Write out each line exactly as given. Leave the pictures out of your copy.

**Source data:**
>> START
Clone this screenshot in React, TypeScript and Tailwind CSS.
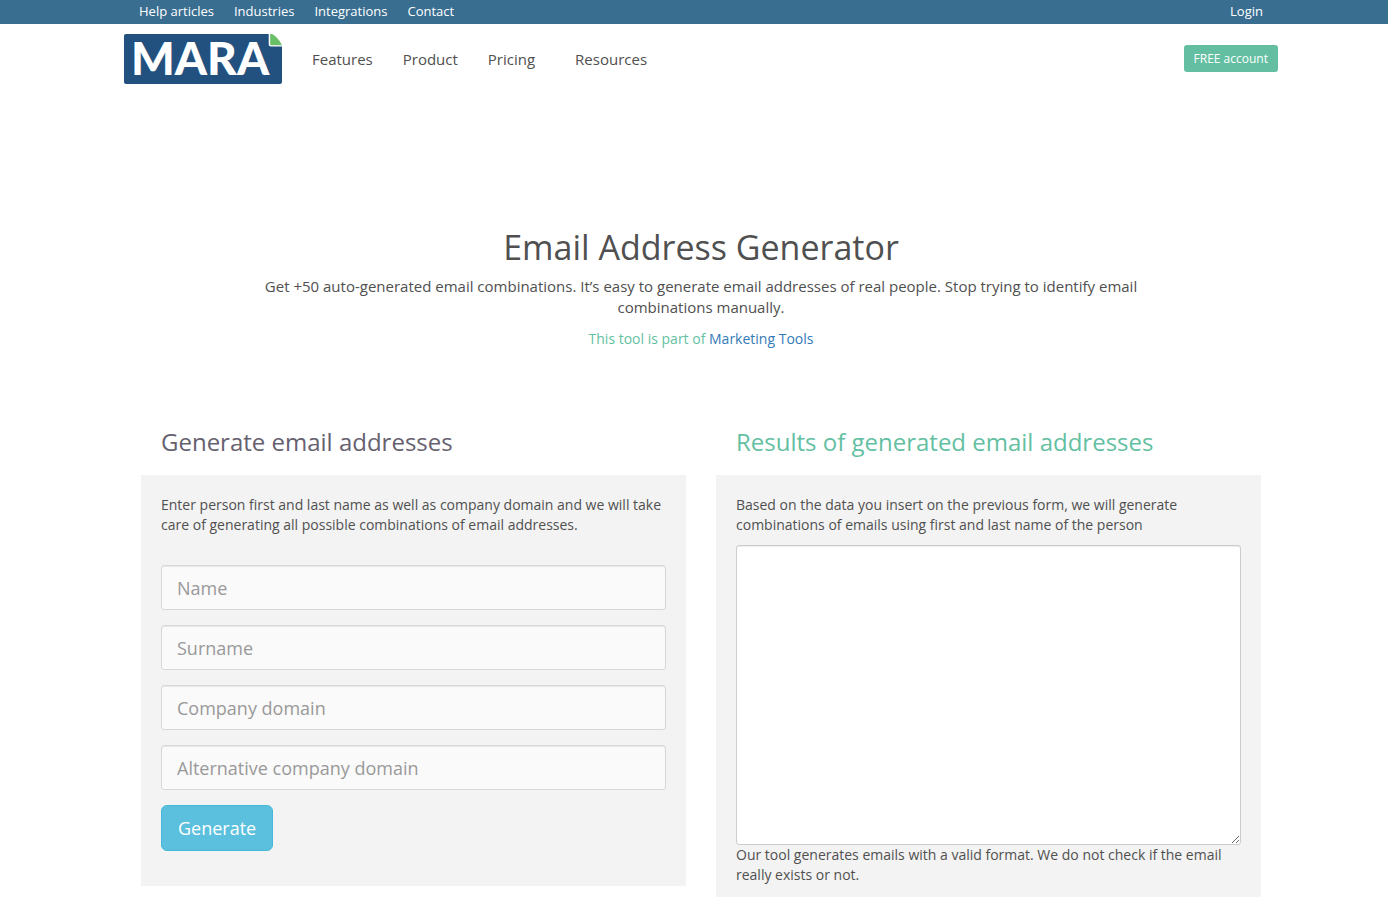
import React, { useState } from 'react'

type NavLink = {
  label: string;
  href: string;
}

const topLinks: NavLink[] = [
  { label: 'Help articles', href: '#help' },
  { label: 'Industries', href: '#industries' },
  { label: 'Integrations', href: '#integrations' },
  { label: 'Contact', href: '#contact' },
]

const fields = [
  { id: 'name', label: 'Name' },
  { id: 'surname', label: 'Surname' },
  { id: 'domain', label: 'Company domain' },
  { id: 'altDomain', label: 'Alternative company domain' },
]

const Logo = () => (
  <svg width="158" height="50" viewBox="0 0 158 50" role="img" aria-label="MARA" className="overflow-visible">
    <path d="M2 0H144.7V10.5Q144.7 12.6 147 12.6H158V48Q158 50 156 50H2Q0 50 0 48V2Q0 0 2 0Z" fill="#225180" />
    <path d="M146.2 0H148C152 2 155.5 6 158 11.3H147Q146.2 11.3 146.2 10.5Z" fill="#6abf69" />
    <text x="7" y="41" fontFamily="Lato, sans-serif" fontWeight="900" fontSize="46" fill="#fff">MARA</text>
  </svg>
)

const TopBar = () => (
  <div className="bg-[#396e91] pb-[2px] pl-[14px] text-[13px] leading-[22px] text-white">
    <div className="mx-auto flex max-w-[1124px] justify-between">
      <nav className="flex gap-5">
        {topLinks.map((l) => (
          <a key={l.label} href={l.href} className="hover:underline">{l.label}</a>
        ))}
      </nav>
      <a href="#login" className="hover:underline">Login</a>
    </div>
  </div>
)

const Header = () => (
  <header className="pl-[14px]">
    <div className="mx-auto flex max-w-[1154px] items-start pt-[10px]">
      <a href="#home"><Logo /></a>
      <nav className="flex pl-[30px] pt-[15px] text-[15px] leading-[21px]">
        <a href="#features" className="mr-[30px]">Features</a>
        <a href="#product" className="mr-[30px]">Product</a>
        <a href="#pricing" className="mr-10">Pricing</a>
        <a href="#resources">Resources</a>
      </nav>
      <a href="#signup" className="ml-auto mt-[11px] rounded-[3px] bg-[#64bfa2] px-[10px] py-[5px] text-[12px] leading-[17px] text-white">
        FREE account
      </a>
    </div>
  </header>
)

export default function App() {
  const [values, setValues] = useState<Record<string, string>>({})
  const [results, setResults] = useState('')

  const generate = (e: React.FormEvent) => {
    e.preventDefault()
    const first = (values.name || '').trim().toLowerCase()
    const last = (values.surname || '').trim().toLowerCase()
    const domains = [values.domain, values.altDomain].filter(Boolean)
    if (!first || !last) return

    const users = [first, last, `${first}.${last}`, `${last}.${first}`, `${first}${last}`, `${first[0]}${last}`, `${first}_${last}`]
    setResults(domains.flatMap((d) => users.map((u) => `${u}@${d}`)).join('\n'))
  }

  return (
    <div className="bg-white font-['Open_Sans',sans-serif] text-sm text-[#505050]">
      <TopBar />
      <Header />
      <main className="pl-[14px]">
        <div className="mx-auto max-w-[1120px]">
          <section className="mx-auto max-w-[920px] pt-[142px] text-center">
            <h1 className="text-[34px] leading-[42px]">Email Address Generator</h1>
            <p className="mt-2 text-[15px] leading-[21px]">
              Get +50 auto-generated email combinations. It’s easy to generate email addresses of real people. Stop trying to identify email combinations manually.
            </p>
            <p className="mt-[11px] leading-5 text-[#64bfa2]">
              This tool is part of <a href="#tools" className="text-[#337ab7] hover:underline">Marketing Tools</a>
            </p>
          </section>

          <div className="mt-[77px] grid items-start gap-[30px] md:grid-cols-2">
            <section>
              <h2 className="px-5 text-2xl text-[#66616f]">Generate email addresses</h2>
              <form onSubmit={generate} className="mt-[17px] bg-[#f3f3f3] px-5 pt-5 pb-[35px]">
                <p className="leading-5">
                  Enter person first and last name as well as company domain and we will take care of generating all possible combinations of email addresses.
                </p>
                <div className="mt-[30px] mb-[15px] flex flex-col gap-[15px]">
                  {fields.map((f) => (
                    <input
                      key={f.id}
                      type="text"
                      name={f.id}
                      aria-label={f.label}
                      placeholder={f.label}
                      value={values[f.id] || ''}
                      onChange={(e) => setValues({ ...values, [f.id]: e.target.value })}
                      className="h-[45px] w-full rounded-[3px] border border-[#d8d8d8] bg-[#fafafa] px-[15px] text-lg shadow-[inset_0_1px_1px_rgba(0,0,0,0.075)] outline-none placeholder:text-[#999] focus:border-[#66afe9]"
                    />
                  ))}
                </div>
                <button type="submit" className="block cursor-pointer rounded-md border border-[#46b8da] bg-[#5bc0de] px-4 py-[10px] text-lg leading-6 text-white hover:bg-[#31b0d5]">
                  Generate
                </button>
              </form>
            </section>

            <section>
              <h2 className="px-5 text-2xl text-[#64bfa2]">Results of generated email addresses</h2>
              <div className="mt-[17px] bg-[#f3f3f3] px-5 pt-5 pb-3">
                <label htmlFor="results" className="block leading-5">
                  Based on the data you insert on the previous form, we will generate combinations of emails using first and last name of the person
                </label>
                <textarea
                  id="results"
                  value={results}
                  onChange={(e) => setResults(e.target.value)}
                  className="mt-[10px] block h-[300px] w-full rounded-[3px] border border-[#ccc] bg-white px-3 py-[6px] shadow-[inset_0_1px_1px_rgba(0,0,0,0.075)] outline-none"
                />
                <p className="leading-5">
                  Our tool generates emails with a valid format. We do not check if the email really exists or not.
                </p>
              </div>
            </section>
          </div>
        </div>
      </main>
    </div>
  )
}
>> END
**Final answer:**
Clone this screenshot in React, TypeScript and Tailwind CSS.
import React, { useState } from 'react'

type NavLink = {
  label: string;
  href: string;
}

const topLinks: NavLink[] = [
  { label: 'Help articles', href: '#help' },
  { label: 'Industries', href: '#industries' },
  { label: 'Integrations', href: '#integrations' },
  { label: 'Contact', href: '#contact' },
]

const fields = [
  { id: 'name', label: 'Name' },
  { id: 'surname', label: 'Surname' },
  { id: 'domain', label: 'Company domain' },
  { id: 'altDomain', label: 'Alternative company domain' },
]

const Logo = () => (
  <svg width="158" height="50" viewBox="0 0 158 50" role="img" aria-label="MARA" className="overflow-visible">
    <path d="M2 0H144.7V10.5Q144.7 12.6 147 12.6H158V48Q158 50 156 50H2Q0 50 0 48V2Q0 0 2 0Z" fill="#225180" />
    <path d="M146.2 0H148C152 2 155.5 6 158 11.3H147Q146.2 11.3 146.2 10.5Z" fill="#6abf69" />
    <text x="7" y="41" fontFamily="Lato, sans-serif" fontWeight="900" fontSize="46" fill="#fff">MARA</text>
  </svg>
)

const TopBar = () => (
  <div className="bg-[#396e91] pb-[2px] pl-[14px] text-[13px] leading-[22px] text-white">
    <div className="mx-auto flex max-w-[1124px] justify-between">
      <nav className="flex gap-5">
        {topLinks.map((l) => (
          <a key={l.label} href={l.href} className="hover:underline">{l.label}</a>
        ))}
      </nav>
      <a href="#login" className="hover:underline">Login</a>
    </div>
  </div>
)

const Header = () => (
  <header className="pl-[14px]">
    <div className="mx-auto flex max-w-[1154px] items-start pt-[10px]">
      <a href="#home"><Logo /></a>
      <nav className="flex pl-[30px] pt-[15px] text-[15px] leading-[21px]">
        <a href="#features" className="mr-[30px]">Features</a>
        <a href="#product" className="mr-[30px]">Product</a>
        <a href="#pricing" className="mr-10">Pricing</a>
        <a href="#resources">Resources</a>
      </nav>
      <a href="#signup" className="ml-auto mt-[11px] rounded-[3px] bg-[#64bfa2] px-[10px] py-[5px] text-[12px] leading-[17px] text-white">
        FREE account
      </a>
    </div>
  </header>
)

export default function App() {
  const [values, setValues] = useState<Record<string, string>>({})
  const [results, setResults] = useState('')

  const generate = (e: React.FormEvent) => {
    e.preventDefault()
    const first = (values.name || '').trim().toLowerCase()
    const last = (values.surname || '').trim().toLowerCase()
    const domains = [values.domain, values.altDomain].filter(Boolean)
    if (!first || !last) return

    const users = [first, last, `${first}.${last}`, `${last}.${first}`, `${first}${last}`, `${first[0]}${last}`, `${first}_${last}`]
    setResults(domains.flatMap((d) => users.map((u) => `${u}@${d}`)).join('\n'))
  }

  return (
    <div className="bg-white font-['Open_Sans',sans-serif] text-sm text-[#505050]">
      <TopBar />
      <Header />
      <main className="pl-[14px]">
        <div className="mx-auto max-w-[1120px]">
          <section className="mx-auto max-w-[920px] pt-[142px] text-center">
            <h1 className="text-[34px] leading-[42px]">Email Address Generator</h1>
            <p className="mt-2 text-[15px] leading-[21px]">
              Get +50 auto-generated email combinations. It’s easy to generate email addresses of real people. Stop trying to identify email combinations manually.
            </p>
            <p className="mt-[11px] leading-5 text-[#64bfa2]">
              This tool is part of <a href="#tools" className="text-[#337ab7] hover:underline">Marketing Tools</a>
            </p>
          </section>

          <div className="mt-[77px] grid items-start gap-[30px] md:grid-cols-2">
            <section>
              <h2 className="px-5 text-2xl text-[#66616f]">Generate email addresses</h2>
              <form onSubmit={generate} className="mt-[17px] bg-[#f3f3f3] px-5 pt-5 pb-[35px]">
                <p className="leading-5">
                  Enter person first and last name as well as company domain and we will take care of generating all possible combinations of email addresses.
                </p>
                <div className="mt-[30px] mb-[15px] flex flex-col gap-[15px]">
                  {fields.map((f) => (
                    <input
                      key={f.id}
                      type="text"
                      name={f.id}
                      aria-label={f.label}
                      placeholder={f.label}
                      value={values[f.id] || ''}
                      onChange={(e) => setValues({ ...values, [f.id]: e.target.value })}
                      className="h-[45px] w-full rounded-[3px] border border-[#d8d8d8] bg-[#fafafa] px-[15px] text-lg shadow-[inset_0_1px_1px_rgba(0,0,0,0.075)] outline-none placeholder:text-[#999] focus:border-[#66afe9]"
                    />
                  ))}
                </div>
                <button type="submit" className="block cursor-pointer rounded-md border border-[#46b8da] bg-[#5bc0de] px-4 py-[10px] text-lg leading-6 text-white hover:bg-[#31b0d5]">
                  Generate
                </button>
              </form>
            </section>

            <section>
              <h2 className="px-5 text-2xl text-[#64bfa2]">Results of generated email addresses</h2>
              <div className="mt-[17px] bg-[#f3f3f3] px-5 pt-5 pb-3">
                <label htmlFor="results" className="block leading-5">
                  Based on the data you insert on the previous form, we will generate combinations of emails using first and last name of the person
                </label>
                <textarea
                  id="results"
                  value={results}
                  onChange={(e) => setResults(e.target.value)}
                  className="mt-[10px] block h-[300px] w-full rounded-[3px] border border-[#ccc] bg-white px-3 py-[6px] shadow-[inset_0_1px_1px_rgba(0,0,0,0.075)] outline-none"
                />
                <p className="leading-5">
                  Our tool generates emails with a valid format. We do not check if the email really exists or not.
                </p>
              </div>
            </section>
          </div>
        </div>
      </main>
    </div>
  )
}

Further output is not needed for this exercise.